Problem =
Please output every line of the material as it stands, without the pictures.

Task input =
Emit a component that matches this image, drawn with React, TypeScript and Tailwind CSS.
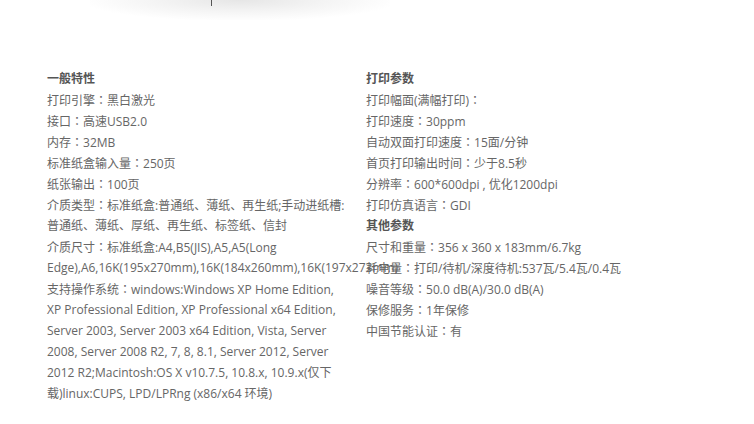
import React from "react";

const left: string[] = [
  "打印引擎：黑白激光",
  "接口：高速USB2.0",
  "内存：32MB",
  "标准纸盒输入量：250页",
  "纸张输出：100页",
  "介质类型：标准纸盒:普通纸、薄纸、再生纸;手动进纸槽:",
  "普通纸、薄纸、厚纸、再生纸、标签纸、信封",
  "介质尺寸：标准纸盒:A4,B5(JIS),A5,A5(Long",
  "Edge),A6,16K(195x270mm),16K(184x260mm),16K(197x273mm)",
  "支持操作系统：windows:Windows XP Home Edition,",
  "XP Professional Edition, XP Professional x64 Edition,",
  "Server 2003, Server 2003 x64 Edition, Vista, Server",
  "2008, Server 2008 R2, 7, 8, 8.1, Server 2012, Server",
  "2012 R2;Macintosh:OS X v10.7.5, 10.8.x, 10.9.x(仅下",
  "载)linux:CUPS, LPD/LPRng (x86/x64 环境)",
];

const right1: string[] = [
  "打印幅面(满幅打印)：",
  "打印速度：30ppm",
  "自动双面打印速度：15面/分钟",
  "首页打印输出时间：少于8.5秒",
  "分辨率：600*600dpi，优化1200dpi",
  "打印仿真语言：GDI",
];

const right2: string[] = [
  "尺寸和重量：356 x 360 x 183mm/6.7kg",
  "耗电量：打印/待机/深度待机:537瓦/5.4瓦/0.4瓦",
  "噪音等级：50.0 dB(A)/30.0 dB(A)",
  "保修服务：1年保修",
  "中国节能认证：有",
];

const font = {
  fontFamily: '"Open Sans", "Noto Sans CJK SC", sans-serif',
};

function Line({ text }: { text: string }) {
  const parts = text.split(/(：|，)/);
  return (
    <div className="whitespace-nowrap h-[21px]">
      {parts.map((p, i) =>
        p === "：" ? (
          <span
            key={i}
            className="font-normal"
            style={{ fontFamily: '"Noto Sans CJK TC", sans-serif' }}
          >
            {p}
          </span>
        ) : p === "，" ? (
          <span key={i} className="px-[3px]">,</span>
        ) : (
          <span key={i}>{p}</span>
        )
      )}
    </div>
  );
}

function Title({ text }: { text: string }) {
  return <div className="h-[21px] font-bold text-[#555]">{text}</div>;
}

export default function App() {
  return (
    <div className="w-[754px] h-[424px] bg-white overflow-hidden" style={font}>
      <div className="h-[20px] flex">
        <div className="ml-[90px] w-[300px] h-[20px] bg-[radial-gradient(ellipse_at_top,#e6e6e6_0%,#f4f4f4_40%,#ffffff_75%)] relative">
          <div className="absolute left-[121px] top-0 w-[1px] h-[6px] bg-[#555]" />
        </div>
      </div>
      <div className="flex mt-[48px] pl-[47px] text-[12px] leading-[21px] text-[#666]">
        <div className="w-[310px] shrink-0">
          <Title text="一般特性" />
          {left.map((t, i) => (
            <Line key={i} text={t} />
          ))}
        </div>
        <div className="ml-[9px] w-[340px] shrink-0">
          <Title text="打印参数" />
          {right1.map((t, i) => (
            <Line key={i} text={t} />
          ))}
          <Title text="其他参数" />
          {right2.map((t, i) => (
            <Line key={i} text={t} />
          ))}
        </div>
      </div>
    </div>
  );
}
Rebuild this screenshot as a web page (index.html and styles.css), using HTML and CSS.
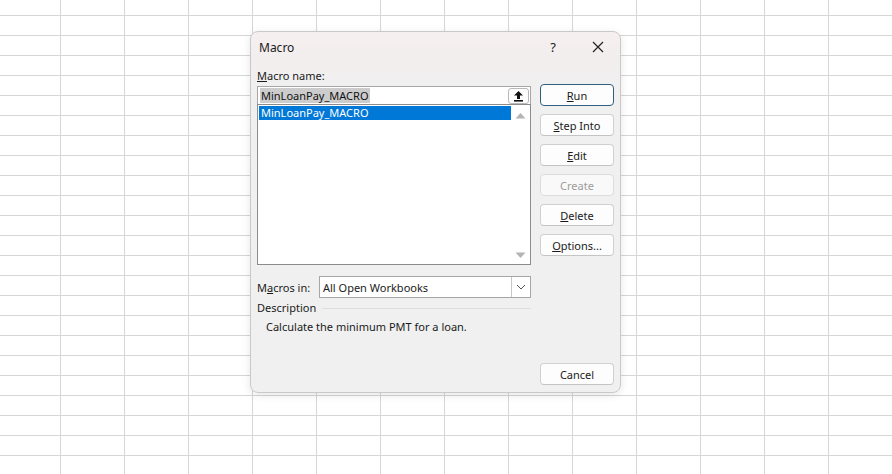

Final result =
Emit a component that matches this image, drawn with React, TypeScript and Tailwind CSS.
import React from "react";

const left: string[] = [
  "打印引擎：黑白激光",
  "接口：高速USB2.0",
  "内存：32MB",
  "标准纸盒输入量：250页",
  "纸张输出：100页",
  "介质类型：标准纸盒:普通纸、薄纸、再生纸;手动进纸槽:",
  "普通纸、薄纸、厚纸、再生纸、标签纸、信封",
  "介质尺寸：标准纸盒:A4,B5(JIS),A5,A5(Long",
  "Edge),A6,16K(195x270mm),16K(184x260mm),16K(197x273mm)",
  "支持操作系统：windows:Windows XP Home Edition,",
  "XP Professional Edition, XP Professional x64 Edition,",
  "Server 2003, Server 2003 x64 Edition, Vista, Server",
  "2008, Server 2008 R2, 7, 8, 8.1, Server 2012, Server",
  "2012 R2;Macintosh:OS X v10.7.5, 10.8.x, 10.9.x(仅下",
  "载)linux:CUPS, LPD/LPRng (x86/x64 环境)",
];

const right1: string[] = [
  "打印幅面(满幅打印)：",
  "打印速度：30ppm",
  "自动双面打印速度：15面/分钟",
  "首页打印输出时间：少于8.5秒",
  "分辨率：600*600dpi，优化1200dpi",
  "打印仿真语言：GDI",
];

const right2: string[] = [
  "尺寸和重量：356 x 360 x 183mm/6.7kg",
  "耗电量：打印/待机/深度待机:537瓦/5.4瓦/0.4瓦",
  "噪音等级：50.0 dB(A)/30.0 dB(A)",
  "保修服务：1年保修",
  "中国节能认证：有",
];

const font = {
  fontFamily: '"Open Sans", "Noto Sans CJK SC", sans-serif',
};

function Line({ text }: { text: string }) {
  const parts = text.split(/(：|，)/);
  return (
    <div className="whitespace-nowrap h-[21px]">
      {parts.map((p, i) =>
        p === "：" ? (
          <span
            key={i}
            className="font-normal"
            style={{ fontFamily: '"Noto Sans CJK TC", sans-serif' }}
          >
            {p}
          </span>
        ) : p === "，" ? (
          <span key={i} className="px-[3px]">,</span>
        ) : (
          <span key={i}>{p}</span>
        )
      )}
    </div>
  );
}

function Title({ text }: { text: string }) {
  return <div className="h-[21px] font-bold text-[#555]">{text}</div>;
}

export default function App() {
  return (
    <div className="w-[754px] h-[424px] bg-white overflow-hidden" style={font}>
      <div className="h-[20px] flex">
        <div className="ml-[90px] w-[300px] h-[20px] bg-[radial-gradient(ellipse_at_top,#e6e6e6_0%,#f4f4f4_40%,#ffffff_75%)] relative">
          <div className="absolute left-[121px] top-0 w-[1px] h-[6px] bg-[#555]" />
        </div>
      </div>
      <div className="flex mt-[48px] pl-[47px] text-[12px] leading-[21px] text-[#666]">
        <div className="w-[310px] shrink-0">
          <Title text="一般特性" />
          {left.map((t, i) => (
            <Line key={i} text={t} />
          ))}
        </div>
        <div className="ml-[9px] w-[340px] shrink-0">
          <Title text="打印参数" />
          {right1.map((t, i) => (
            <Line key={i} text={t} />
          ))}
          <Title text="其他参数" />
          {right2.map((t, i) => (
            <Line key={i} text={t} />
          ))}
        </div>
      </div>
    </div>
  );
}
Rebuild this screenshot as a web page (index.html and styles.css), using HTML and CSS.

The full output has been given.